_THE TASK_.
Copy every line of the listing that holds the string "screenshot".

_RECORD EXTRACTS_.
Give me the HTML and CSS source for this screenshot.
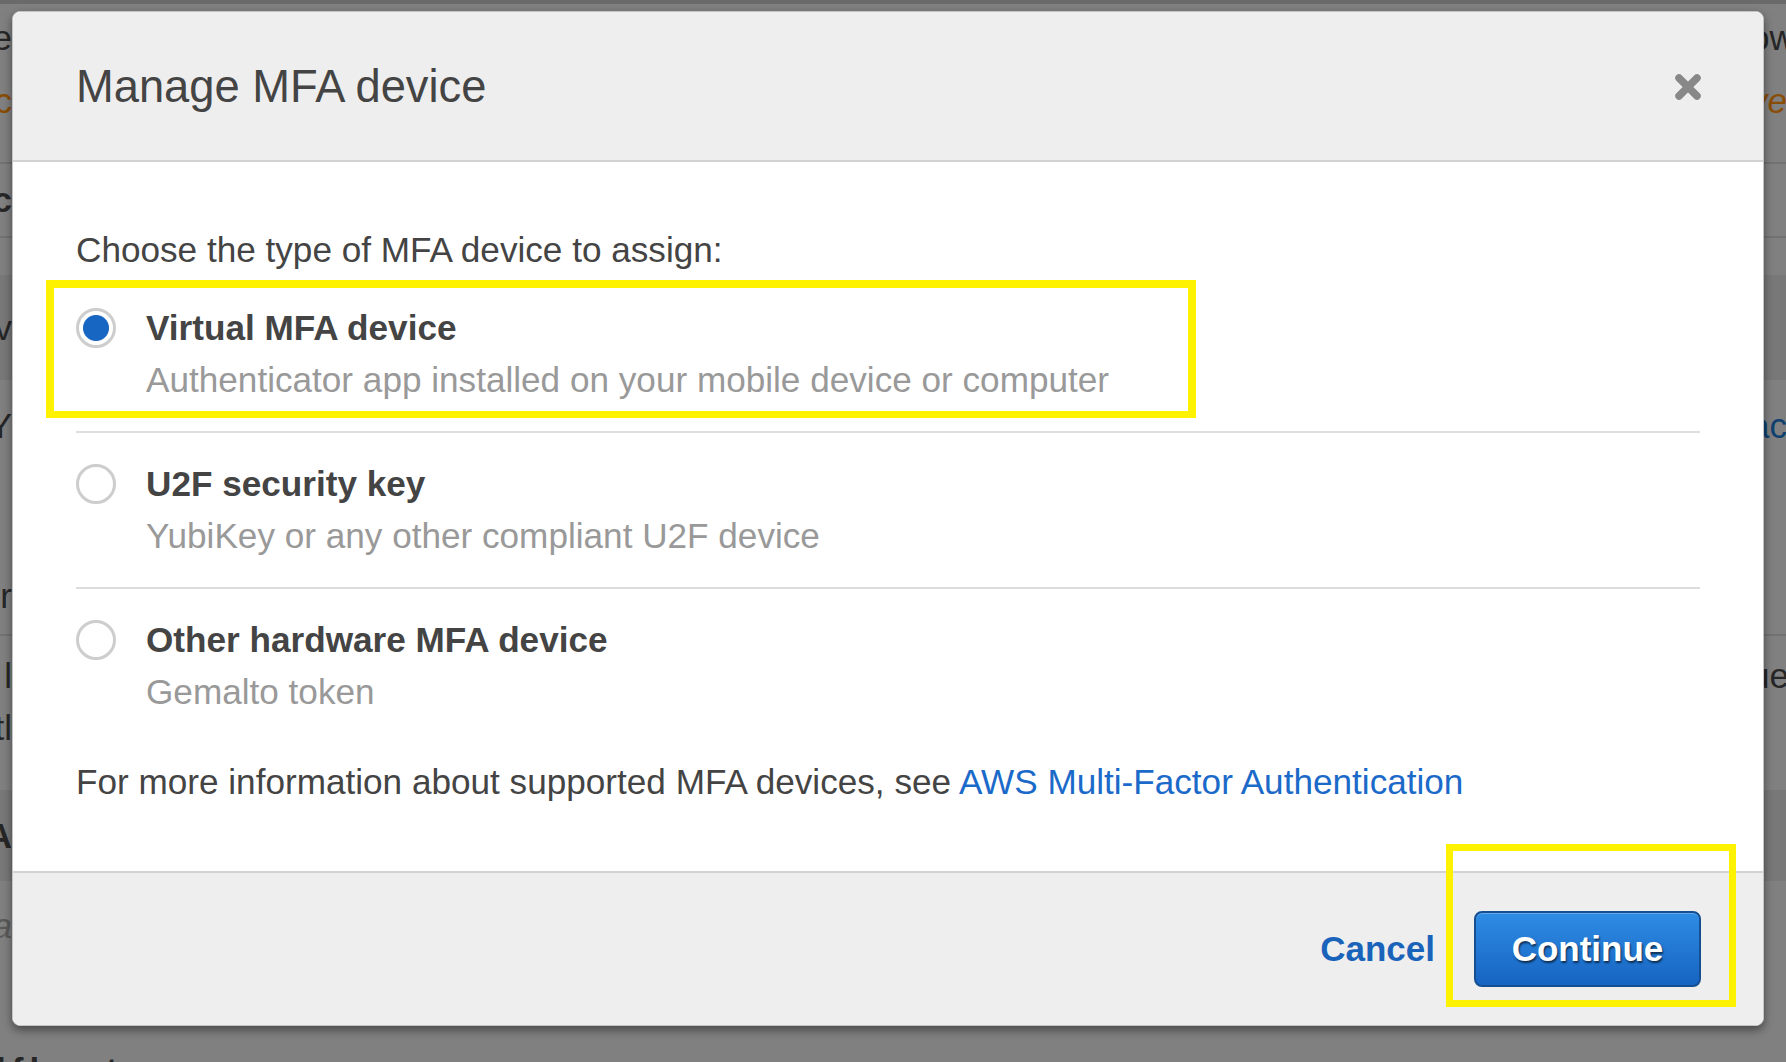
FILE: index.html
```html
<!DOCTYPE html>
<html>
<head>
<meta charset="utf-8">
<title>Manage MFA device</title>
<link rel="stylesheet" href="styles.css">
</head>
<body>
<div class="page">
	<div class="bg-row top-band"></div>
	<div class="bg-row r1"><span class="bg-left">e</span><span class="bg-right">ow</span></div>
	<div class="bg-row r2"><span class="bg-left orange">c</span><span class="bg-right orange italic">ve</span></div>
	<div class="bg-row r3 ruled"></div>
	<div class="bg-row r4 ruled"><span class="bg-left bold">c</span></div>
	<div class="bg-row r5"></div>
	<div class="bg-row r6 band"><span class="bg-left">v</span></div>
	<div class="bg-row r7"><span class="bg-left">Y</span><span class="bg-right blue">ac</span></div>
	<div class="bg-row r8 ruled end"><span class="bg-left">r</span></div>
	<div class="bg-row r9 stack">
		<div class="bg-line"><span class="bg-left">l</span><span class="bg-right">ue</span></div>
		<div class="bg-line"><span class="bg-left">tl</span></div>
	</div>
	<div class="bg-row r10 band"><span class="bg-left bold tuck">FA</span></div>
	<div class="bg-row r11"><span class="bg-left italic light">a</span></div>
	<div class="bg-row r12"><span class="bg-bottom bold">lflowt</span></div>
</div>

<div class="modal">
	<div class="modal-header">
		<h2 class="modal-title">Manage MFA device</h2>
		<button type="button" class="close-btn" aria-label="Close">
			<svg width="28" height="28" viewBox="0 0 28 28"><path d="M5 5 L23 23 M23 5 L5 23" stroke="#888" stroke-width="7.5" stroke-linecap="round" fill="none"/></svg>
		</button>
	</div>

	<div class="modal-body">
		<p class="intro">Choose the type of MFA device to assign:</p>
		<ul class="device-list">
			<li class="device-item">
				<input type="radio" class="radio" name="mfa" checked>
				<div class="device-text">
					<div class="device-name">Virtual MFA device</div>
					<div class="device-desc">Authenticator app installed on your mobile device or computer</div>
				</div>
			</li>
			<li class="device-item">
				<input type="radio" class="radio" name="mfa">
				<div class="device-text">
					<div class="device-name">U2F security key</div>
					<div class="device-desc">YubiKey or any other compliant U2F device</div>
				</div>
			</li>
			<li class="device-item">
				<input type="radio" class="radio" name="mfa">
				<div class="device-text">
					<div class="device-name">Other hardware MFA device</div>
					<div class="device-desc">Gemalto token</div>
				</div>
			</li>
		</ul>
		<p class="more-info">For more information about supported MFA devices, see <a href="#">AWS Multi-Factor Authentication</a></p>
	</div>

	<div class="modal-footer">
		<a href="#" class="cancel-link">Cancel</a>
		<button type="button" class="continue-btn">Continue</button>
	</div>

	<div class="highlight highlight-option"></div>
	<div class="highlight highlight-continue"></div>
</div>
</body>
</html>
```

FILE: styles.css
```css
*{
	box-sizing: border-box;
}
html, body{
	margin: 0;
	padding: 0;
}
body{
	width: 1786px;
	height: 1062px;
	overflow: hidden;
	position: relative;
	font-family: "Liberation Sans", Arial, sans-serif;
	background: #808080;
}

/* dimmed page behind the dialog */
.page{
	display: flex;
	flex-direction: column;
	height: 1062px;
	font-size: 35px;
	color: #262626;
}
.bg-row{
	display: flex;
	align-items: center;
	justify-content: space-between;
	flex: none;
}
.bg-row.stack{
	flex-direction: column;
	align-items: stretch;
	justify-content: flex-start;
}
.bg-line{
	display: flex;
	justify-content: space-between;
	height: 52px;
	align-items: center;
}
.bg-left{
	width: 12px;
	display: flex;
	justify-content: flex-end;
	white-space: nowrap;
}
.bg-left.tuck{
	width: 26px;
	margin-left: -14px;
}
.bg-right{
	width: 36px;
	white-space: nowrap;
}
.bg-bottom{
	margin-left: -4px;
	line-height: 1;
	align-self: flex-end;
	margin-bottom: -26px;
	letter-spacing: 6px;
}
.orange{ color: #8a4d05; }
.blue{ color: #10406f; }
.bold{ font-weight: bold; }
.italic{ font-style: italic; }
.light{ color: #5a5a5a; }
.ruled{ border-bottom: 2px solid #727272; }
.band{ background: #787878; }
.end{ align-items: flex-end; padding-bottom: 18px; }

.top-band{ height: 4px; background: #6a6a6a; }
.r1{ height: 68px; }
.r2{ height: 58px; }
.r3{ height: 34px; }
.r4{ height: 74px; }
.r5{ height: 37px; }
.r6{ height: 105px; }
.r7{ height: 92px; }
.r8{ height: 164px; }
.r9{ height: 154px; padding-top: 14px; }
.r10{ height: 91px; }
.r11{ height: 90px; }
.r12{ height: 91px; }

/* dialog */
.modal{
	position: absolute;
	left: 12px;
	top: 11px;
	width: 1752px;
	background: #fff;
	border: 1px solid #c4c4c4;
	border-radius: 8px;
	box-shadow: 0 4px 10px rgba(0, 0, 0, 0.45);
	color: #444;
}
.modal-header{
	display: flex;
	align-items: center;
	justify-content: space-between;
	height: 150px;
	padding: 2px 61px 0 63px;
	background: #eee;
	border-bottom: 2px solid #d2d2d2;
	border-radius: 8px 8px 0 0;
}
.modal-title{
	margin: 0;
	font-size: 45.3px;
	font-weight: normal;
	line-height: 48px;
	color: #444;
}
.close-btn{
	border: 0;
	padding: 0;
	background: none;
	display: flex;
	cursor: pointer;
}
.modal-body{
	padding: 63px 63px 64px;
	font-size: 35.15px;
	line-height: 50px;
}
.intro{
	margin: 0 0 2px;
}
.device-list{
	list-style: none;
	margin: 0;
	padding: 0;
}
.device-item{
	display: flex;
	align-items: flex-start;
	gap: 30px;
	padding: 26px 0 26px;
	border-bottom: 2px solid #ddd;
}
.device-item:last-child{
	border-bottom: 0;
}
.radio{
	appearance: none;
	-webkit-appearance: none;
	flex: none;
	width: 40px;
	height: 40px;
	margin: 5px 0 0;
	border: 3px solid #cdcdcd;
	border-radius: 50%;
	background: #fff;
}
.radio:checked{
	background: radial-gradient(circle, #1766c2 0, #1766c2 12.5px, #fff 13.5px);
}
.device-name{
	font-weight: bold;
	color: #444;
}
.device-desc{
	margin-top: 2px;
	color: #999;
}
.more-info{
	margin: 14px 0 0;
}
.more-info a{
	color: #1b6ac9;
	text-decoration: none;
}
.modal-footer{
	display: flex;
	align-items: center;
	justify-content: flex-end;
	gap: 39px;
	height: 154px;
	padding: 0 62px;
	background: #eee;
	border-top: 2px solid #d2d2d2;
	border-radius: 0 0 8px 8px;
}
.cancel-link{
	font-size: 35px;
	font-weight: bold;
	color: #1a63ba;
	text-decoration: none;
}
.continue-btn{
	width: 227px;
	height: 76px;
	padding: 0;
	font-family: inherit;
	font-size: 35px;
	font-weight: bold;
	color: #fff;
	text-shadow: 1px 2px 2px rgba(0, 0, 0, 0.6);
	background: linear-gradient(#2e8ce4, #1664c2);
	border: 2px solid #154f91;
	border-radius: 8px;
	box-shadow: inset 0 1px 0 rgba(255, 255, 255, 0.25);
	cursor: pointer;
}

/* yellow annotation boxes drawn over the screenshot */
.highlight{
	position: absolute;
	border: 7px solid #fff200;
	pointer-events: none;
}
.highlight-option{
	left: 33px;
	top: 268px;
	width: 1150px;
	height: 138px;
	border-width: 8px 8px 7px;
}
.highlight-continue{
	left: 1433px;
	top: 832px;
	width: 290px;
	height: 163px;
}
```
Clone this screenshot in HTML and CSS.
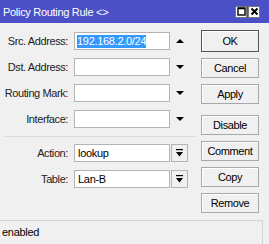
FILE: index.html
```html
<!DOCTYPE html>
<html lang="en">
<head>
    <meta charset="UTF-8">
    <title>Policy Routing Rule</title>
    <link rel="stylesheet" href="styles.css">
</head>
<body>
    <div class="window">
        <div class="titlebar">
            <span class="title">Policy Routing Rule &lt;&gt;</span>
            <div class="title-btns">
                <span class="tbtn">
                    <svg width="9" height="9" viewBox="0 0 9 9"><rect x="1" y="1" width="7" height="7" fill="none" stroke="#000" stroke-width="1.4"/><line x1="1" y1="1.5" x2="8" y2="1.5" stroke="#000" stroke-width="1.6"/></svg>
                </span>
                <span class="tbtn">
                    <svg width="9" height="9" viewBox="0 0 9 9"><path d="M1.5 1.5 L7.5 7.5 M7.5 1.5 L1.5 7.5" stroke="#000" stroke-width="2"/></svg>
                </span>
            </div>
        </div>

        <div class="content">
            <div class="form">
                <div class="row">
                    <label>Src. Address:</label>
                    <div class="field"><span class="sel">192.168.2.0/24</span></div>
                    <span class="arrow up"></span>
                </div>
                <div class="row">
                    <label>Dst. Address:</label>
                    <div class="field"></div>
                    <span class="arrow down"></span>
                </div>
                <div class="row">
                    <label>Routing Mark:</label>
                    <div class="field"></div>
                    <span class="arrow down"></span>
                </div>
                <div class="row">
                    <label>Interface:</label>
                    <div class="field"></div>
                    <span class="arrow down"></span>
                </div>

                <div class="sep"></div>

                <div class="row">
                    <label>Action:</label>
                    <div class="field">lookup</div>
                    <span class="dd"><svg width="7" height="8" viewBox="0 0 7 8"><rect x="0" y="0" width="7" height="1.2" fill="#000"/><path d="M0 3 L7 3 L3.5 7.5 Z" fill="#000"/></svg></span>
                </div>
                <div class="row">
                    <label>Table:</label>
                    <div class="field">Lan-B</div>
                    <span class="dd"><svg width="7" height="8" viewBox="0 0 7 8"><rect x="0" y="0" width="7" height="1.2" fill="#000"/><path d="M0 3 L7 3 L3.5 7.5 Z" fill="#000"/></svg></span>
                </div>
            </div>

            <div class="buttons">
                <button class="btn default">OK</button>
                <button class="btn">Cancel</button>
                <button class="btn">Apply</button>
                <button class="btn gap">Disable</button>
                <button class="btn">Comment</button>
                <button class="btn">Copy</button>
                <button class="btn">Remove</button>
            </div>
        </div>

        <div class="status">
            <span class="status-cell">enabled</span>
        </div>
    </div>
</body>
</html>
```

FILE: styles.css
```css
body {
    margin: 0;
    background: #f0f0f0;
    font-family: "Liberation Sans", Arial, sans-serif;
    font-size: 11px;
    color: #000;
}

.window {
    width: 269px;
    height: 244px;
    display: flex;
    flex-direction: column;
    overflow: hidden;
}

.titlebar {
    height: 23px;
    background: #4b50c6;
    display: flex;
    align-items: center;
    justify-content: space-between;
    padding: 0 9px 0 3px;
}

.title {
    color: #fff;
    font-size: 11px;
    letter-spacing: -0.3px;
}

.title-btns {
    display: flex;
    gap: 1px;
}

.tbtn {
    width: 10px;
    height: 10px;
    background: #fff;
    border: 1px solid #777;
    display: flex;
    align-items: center;
    justify-content: center;
}

.content {
    flex: 1;
    display: flex;
}

.form {
    width: 195px;
    padding-top: 9px;
    display: flex;
    flex-direction: column;
    gap: 8px;
}

.row {
    display: flex;
    align-items: center;
    height: 18px;
}

.row label {
    width: 68px;
    text-align: right;
    padding-right: 6px;
    letter-spacing: -0.4px;
    color: #222;
}

.field {
    width: 91px;
    height: 16px;
    background: #fff;
    border: 1px solid #b4b4b4;
    padding-left: 3px;
    line-height: 16px;
    letter-spacing: -0.3px;
}

.sel {
    background: #3399ff;
    color: #fff;
    display: inline-block;
    height: 13px;
    line-height: 13px;
    margin-left: -1px;
}

.arrow {
    width: 0;
    height: 0;
    margin-left: 6px;
    border-left: 4px solid transparent;
    border-right: 4px solid transparent;
}

.arrow.up {
    border-bottom: 4px solid #000;
}

.arrow.down {
    border-top: 4px solid #000;
}

.dd {
    width: 15px;
    height: 16px;
    margin-left: 1px;
    background: #f0f0f0;
    border: 1px solid #b4b4b4;
    display: flex;
    align-items: center;
    justify-content: center;
}

.sep {
    height: 1px;
    background: #d8d8d8;
    margin: 0 0 -1px 5px;
}

.buttons {
    padding-top: 7px;
    padding-left: 6px;
    display: flex;
    flex-direction: column;
    gap: 6px;
}

.btn {
    width: 58px;
    height: 20px;
    padding: 0;
    font-family: "Liberation Sans", Arial, sans-serif;
    font-size: 11px;
    letter-spacing: -0.4px;
    color: #000;
    background: #f0f0f0;
    border: 1px solid #a8a8a8;
    box-shadow: inset 1px 1px #fff;
}

.btn.default {
    height: 22px;
    border: 1px solid #555;
}

.btn.gap {
    margin-top: 5px;
}

.status {
    height: 23px;
    display: flex;
    border-top: 1px solid #d4d4d4;
    margin-right: 6px;
}

.status-cell {
    flex: 1;
    padding-left: 2px;
    line-height: 22px;
    border-right: 1px solid #d4d4d4;
    letter-spacing: -0.3px;
}
```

_PROBLEM SOLUTION_.
Give me the HTML and CSS source for this screenshot.
/* yellow annotation boxes drawn over the screenshot */
Clone this screenshot in HTML and CSS.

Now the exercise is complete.